** begin PROVIDED INFORMATION **

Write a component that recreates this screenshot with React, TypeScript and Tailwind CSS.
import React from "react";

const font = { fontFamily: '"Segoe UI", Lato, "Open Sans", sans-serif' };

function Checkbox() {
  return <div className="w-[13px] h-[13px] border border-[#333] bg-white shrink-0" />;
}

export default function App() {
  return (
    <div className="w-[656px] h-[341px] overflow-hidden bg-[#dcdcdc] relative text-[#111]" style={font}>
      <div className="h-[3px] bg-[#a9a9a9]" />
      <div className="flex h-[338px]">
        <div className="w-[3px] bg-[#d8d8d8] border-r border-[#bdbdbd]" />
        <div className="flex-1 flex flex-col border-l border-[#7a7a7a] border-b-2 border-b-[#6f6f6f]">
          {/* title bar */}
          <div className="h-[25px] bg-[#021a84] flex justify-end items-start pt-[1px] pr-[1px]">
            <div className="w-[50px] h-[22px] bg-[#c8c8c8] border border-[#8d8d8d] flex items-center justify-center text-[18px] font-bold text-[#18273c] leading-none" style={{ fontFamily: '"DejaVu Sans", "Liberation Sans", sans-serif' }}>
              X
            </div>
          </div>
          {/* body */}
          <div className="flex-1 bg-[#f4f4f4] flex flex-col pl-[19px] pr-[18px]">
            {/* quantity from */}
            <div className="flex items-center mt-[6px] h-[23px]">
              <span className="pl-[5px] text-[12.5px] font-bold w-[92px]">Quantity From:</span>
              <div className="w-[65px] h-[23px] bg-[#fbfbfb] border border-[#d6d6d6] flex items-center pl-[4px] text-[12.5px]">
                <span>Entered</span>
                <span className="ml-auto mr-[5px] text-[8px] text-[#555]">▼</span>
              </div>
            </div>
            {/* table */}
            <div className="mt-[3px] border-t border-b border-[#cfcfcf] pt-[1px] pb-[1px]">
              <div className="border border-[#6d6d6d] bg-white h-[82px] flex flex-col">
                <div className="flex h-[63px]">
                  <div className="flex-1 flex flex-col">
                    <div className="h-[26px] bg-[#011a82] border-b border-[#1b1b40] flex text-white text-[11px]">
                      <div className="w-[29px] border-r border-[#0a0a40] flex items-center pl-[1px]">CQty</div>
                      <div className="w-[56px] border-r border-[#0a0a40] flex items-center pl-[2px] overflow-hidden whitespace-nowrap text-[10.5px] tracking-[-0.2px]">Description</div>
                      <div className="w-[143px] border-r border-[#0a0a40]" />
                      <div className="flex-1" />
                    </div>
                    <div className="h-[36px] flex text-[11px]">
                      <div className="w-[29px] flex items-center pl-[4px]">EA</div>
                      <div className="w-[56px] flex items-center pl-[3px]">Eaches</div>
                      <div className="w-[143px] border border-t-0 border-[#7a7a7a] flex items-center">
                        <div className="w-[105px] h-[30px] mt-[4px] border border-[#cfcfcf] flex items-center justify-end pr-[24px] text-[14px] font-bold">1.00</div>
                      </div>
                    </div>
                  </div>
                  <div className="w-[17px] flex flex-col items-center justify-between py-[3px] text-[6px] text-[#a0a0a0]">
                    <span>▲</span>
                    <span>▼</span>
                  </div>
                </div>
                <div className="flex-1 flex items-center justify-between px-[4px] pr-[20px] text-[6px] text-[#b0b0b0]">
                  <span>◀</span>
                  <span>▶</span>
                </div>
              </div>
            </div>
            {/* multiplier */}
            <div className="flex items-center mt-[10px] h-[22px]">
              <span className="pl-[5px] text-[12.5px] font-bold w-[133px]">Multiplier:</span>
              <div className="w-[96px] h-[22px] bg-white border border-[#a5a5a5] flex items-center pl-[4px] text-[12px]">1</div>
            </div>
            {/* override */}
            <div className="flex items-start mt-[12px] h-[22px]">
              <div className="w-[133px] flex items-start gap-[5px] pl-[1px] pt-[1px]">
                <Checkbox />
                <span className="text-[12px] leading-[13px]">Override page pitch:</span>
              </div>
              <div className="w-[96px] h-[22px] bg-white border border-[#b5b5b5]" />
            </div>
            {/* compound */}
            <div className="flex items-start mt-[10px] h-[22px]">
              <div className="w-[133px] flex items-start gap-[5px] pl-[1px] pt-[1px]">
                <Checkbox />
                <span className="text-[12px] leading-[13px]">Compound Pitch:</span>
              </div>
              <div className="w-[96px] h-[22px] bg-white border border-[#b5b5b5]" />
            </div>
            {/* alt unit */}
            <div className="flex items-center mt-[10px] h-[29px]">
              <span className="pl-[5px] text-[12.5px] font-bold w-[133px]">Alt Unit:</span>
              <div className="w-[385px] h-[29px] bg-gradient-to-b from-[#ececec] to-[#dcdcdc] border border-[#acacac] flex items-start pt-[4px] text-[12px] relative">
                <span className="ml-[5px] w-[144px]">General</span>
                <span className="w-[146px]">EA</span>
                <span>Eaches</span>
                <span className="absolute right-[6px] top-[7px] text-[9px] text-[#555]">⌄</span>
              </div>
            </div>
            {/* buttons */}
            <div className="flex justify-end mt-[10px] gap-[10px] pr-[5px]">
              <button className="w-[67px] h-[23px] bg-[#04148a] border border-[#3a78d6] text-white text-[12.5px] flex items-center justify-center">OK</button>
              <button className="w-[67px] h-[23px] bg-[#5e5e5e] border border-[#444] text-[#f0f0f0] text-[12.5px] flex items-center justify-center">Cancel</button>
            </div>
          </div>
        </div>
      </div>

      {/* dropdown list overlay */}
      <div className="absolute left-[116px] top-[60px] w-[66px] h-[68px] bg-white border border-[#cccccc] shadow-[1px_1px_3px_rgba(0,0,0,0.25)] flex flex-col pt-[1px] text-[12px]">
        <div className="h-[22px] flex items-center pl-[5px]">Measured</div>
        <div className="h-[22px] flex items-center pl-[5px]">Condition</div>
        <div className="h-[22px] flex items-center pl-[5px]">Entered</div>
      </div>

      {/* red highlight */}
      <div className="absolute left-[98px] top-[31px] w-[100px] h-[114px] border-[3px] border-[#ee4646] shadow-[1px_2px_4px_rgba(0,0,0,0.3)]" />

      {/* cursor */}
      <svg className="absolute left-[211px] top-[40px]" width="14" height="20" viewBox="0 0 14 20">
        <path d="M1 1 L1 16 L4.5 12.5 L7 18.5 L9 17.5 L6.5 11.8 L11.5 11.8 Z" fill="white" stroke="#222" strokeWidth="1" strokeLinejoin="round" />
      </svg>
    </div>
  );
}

** end PROVIDED INFORMATION **
** begin PROVIDED INFORMATION **

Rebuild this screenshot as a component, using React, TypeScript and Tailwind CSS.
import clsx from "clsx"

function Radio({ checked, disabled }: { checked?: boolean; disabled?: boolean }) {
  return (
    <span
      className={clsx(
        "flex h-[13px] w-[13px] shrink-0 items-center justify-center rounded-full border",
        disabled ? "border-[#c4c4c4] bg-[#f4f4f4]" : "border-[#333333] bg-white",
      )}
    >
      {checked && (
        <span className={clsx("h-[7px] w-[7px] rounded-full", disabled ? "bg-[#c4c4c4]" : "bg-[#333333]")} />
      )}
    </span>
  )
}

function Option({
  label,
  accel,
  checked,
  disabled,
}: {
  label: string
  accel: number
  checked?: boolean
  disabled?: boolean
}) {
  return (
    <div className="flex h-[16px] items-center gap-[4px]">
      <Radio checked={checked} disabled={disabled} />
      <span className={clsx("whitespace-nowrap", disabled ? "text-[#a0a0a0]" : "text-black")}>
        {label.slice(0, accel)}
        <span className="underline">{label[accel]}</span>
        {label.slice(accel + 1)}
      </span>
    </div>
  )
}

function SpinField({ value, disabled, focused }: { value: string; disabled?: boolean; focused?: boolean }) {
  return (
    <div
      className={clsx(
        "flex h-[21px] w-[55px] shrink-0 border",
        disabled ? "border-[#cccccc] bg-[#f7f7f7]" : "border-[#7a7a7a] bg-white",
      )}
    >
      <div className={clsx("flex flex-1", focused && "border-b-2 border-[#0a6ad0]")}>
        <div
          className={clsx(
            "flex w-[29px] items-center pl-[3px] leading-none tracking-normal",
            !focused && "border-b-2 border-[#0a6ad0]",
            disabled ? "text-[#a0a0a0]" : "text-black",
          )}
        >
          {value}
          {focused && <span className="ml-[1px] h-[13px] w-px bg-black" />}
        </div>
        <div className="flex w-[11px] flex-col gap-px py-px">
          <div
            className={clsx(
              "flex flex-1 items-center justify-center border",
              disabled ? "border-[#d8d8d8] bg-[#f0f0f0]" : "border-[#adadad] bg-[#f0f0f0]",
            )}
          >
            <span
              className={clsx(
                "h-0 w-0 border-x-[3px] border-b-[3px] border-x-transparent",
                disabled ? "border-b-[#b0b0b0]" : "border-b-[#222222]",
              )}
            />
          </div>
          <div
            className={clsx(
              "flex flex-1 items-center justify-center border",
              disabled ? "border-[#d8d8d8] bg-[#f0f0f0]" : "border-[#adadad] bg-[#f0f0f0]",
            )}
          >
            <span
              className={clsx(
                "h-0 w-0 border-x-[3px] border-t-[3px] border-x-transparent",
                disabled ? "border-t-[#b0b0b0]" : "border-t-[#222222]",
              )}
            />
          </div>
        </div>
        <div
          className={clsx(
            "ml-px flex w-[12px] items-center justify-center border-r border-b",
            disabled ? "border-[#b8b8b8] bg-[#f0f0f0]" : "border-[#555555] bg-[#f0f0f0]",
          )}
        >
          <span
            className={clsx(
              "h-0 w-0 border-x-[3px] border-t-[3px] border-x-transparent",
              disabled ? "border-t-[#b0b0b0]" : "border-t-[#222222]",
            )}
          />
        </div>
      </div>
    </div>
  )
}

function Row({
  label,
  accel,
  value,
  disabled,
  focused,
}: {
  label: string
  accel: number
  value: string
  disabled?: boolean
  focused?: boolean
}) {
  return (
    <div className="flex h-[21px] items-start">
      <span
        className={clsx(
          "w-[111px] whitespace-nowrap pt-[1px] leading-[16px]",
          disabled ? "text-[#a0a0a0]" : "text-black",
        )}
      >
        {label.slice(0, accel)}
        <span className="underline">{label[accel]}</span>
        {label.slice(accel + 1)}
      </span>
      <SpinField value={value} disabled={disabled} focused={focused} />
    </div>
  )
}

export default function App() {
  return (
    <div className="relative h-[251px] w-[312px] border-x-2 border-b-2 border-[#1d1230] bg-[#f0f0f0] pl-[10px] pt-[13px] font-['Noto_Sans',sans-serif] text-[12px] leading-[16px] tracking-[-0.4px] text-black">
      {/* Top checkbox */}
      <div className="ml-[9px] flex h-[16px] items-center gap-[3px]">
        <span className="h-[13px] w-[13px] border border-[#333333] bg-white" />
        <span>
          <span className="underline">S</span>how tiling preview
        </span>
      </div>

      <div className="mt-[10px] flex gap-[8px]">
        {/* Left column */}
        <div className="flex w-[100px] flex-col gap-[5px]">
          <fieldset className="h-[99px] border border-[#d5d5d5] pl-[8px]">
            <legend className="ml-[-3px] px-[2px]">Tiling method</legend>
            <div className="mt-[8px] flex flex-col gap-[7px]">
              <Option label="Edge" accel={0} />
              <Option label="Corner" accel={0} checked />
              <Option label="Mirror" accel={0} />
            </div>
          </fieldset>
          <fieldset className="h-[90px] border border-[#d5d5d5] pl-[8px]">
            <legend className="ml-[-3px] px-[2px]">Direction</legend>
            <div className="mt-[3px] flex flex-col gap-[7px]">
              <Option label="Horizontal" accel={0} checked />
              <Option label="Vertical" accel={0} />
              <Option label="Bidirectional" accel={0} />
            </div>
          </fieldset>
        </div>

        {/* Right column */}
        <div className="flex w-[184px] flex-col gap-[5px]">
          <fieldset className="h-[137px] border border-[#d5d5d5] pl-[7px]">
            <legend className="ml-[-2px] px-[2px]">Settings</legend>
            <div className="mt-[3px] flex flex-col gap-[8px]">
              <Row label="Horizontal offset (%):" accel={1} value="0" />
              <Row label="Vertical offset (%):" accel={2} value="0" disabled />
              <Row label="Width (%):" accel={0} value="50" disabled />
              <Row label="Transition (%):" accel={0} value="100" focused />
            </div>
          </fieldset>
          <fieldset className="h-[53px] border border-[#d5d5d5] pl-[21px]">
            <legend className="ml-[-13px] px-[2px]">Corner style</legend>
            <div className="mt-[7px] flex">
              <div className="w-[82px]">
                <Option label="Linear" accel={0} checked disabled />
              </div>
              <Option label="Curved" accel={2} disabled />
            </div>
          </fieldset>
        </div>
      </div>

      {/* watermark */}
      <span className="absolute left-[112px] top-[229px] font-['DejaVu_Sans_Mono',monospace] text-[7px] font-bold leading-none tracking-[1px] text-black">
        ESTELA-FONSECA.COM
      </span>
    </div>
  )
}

** end PROVIDED INFORMATION **
** begin PROVIDED INFORMATION **

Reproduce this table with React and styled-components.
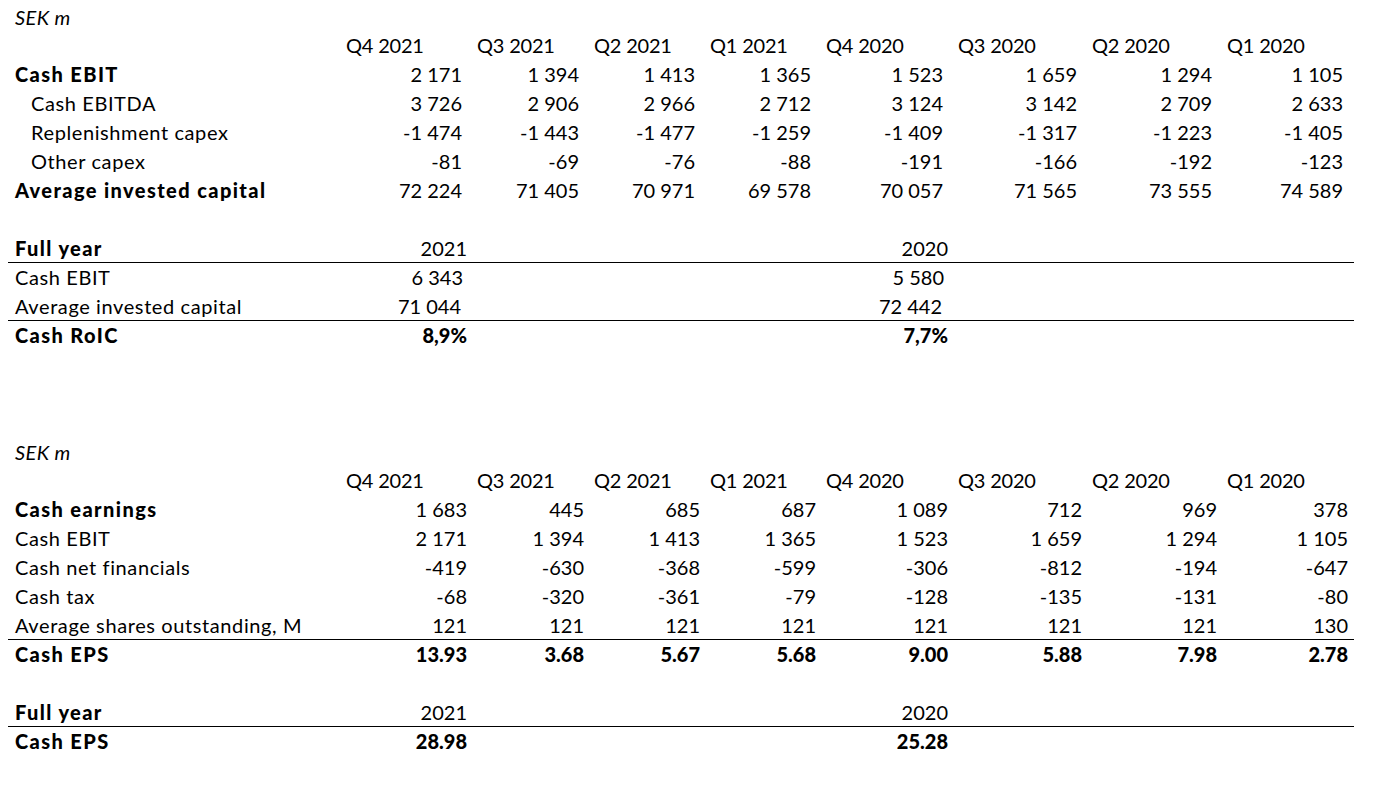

** end PROVIDED INFORMATION **

**YOUR OBJECTIVE**
Above are the records; copy every line in them that holds the word "Tailwind".

**TASK ANSWER**
Write a component that recreates this screenshot with React, TypeScript and Tailwind CSS.
Rebuild this screenshot as a component, using React, TypeScript and Tailwind CSS.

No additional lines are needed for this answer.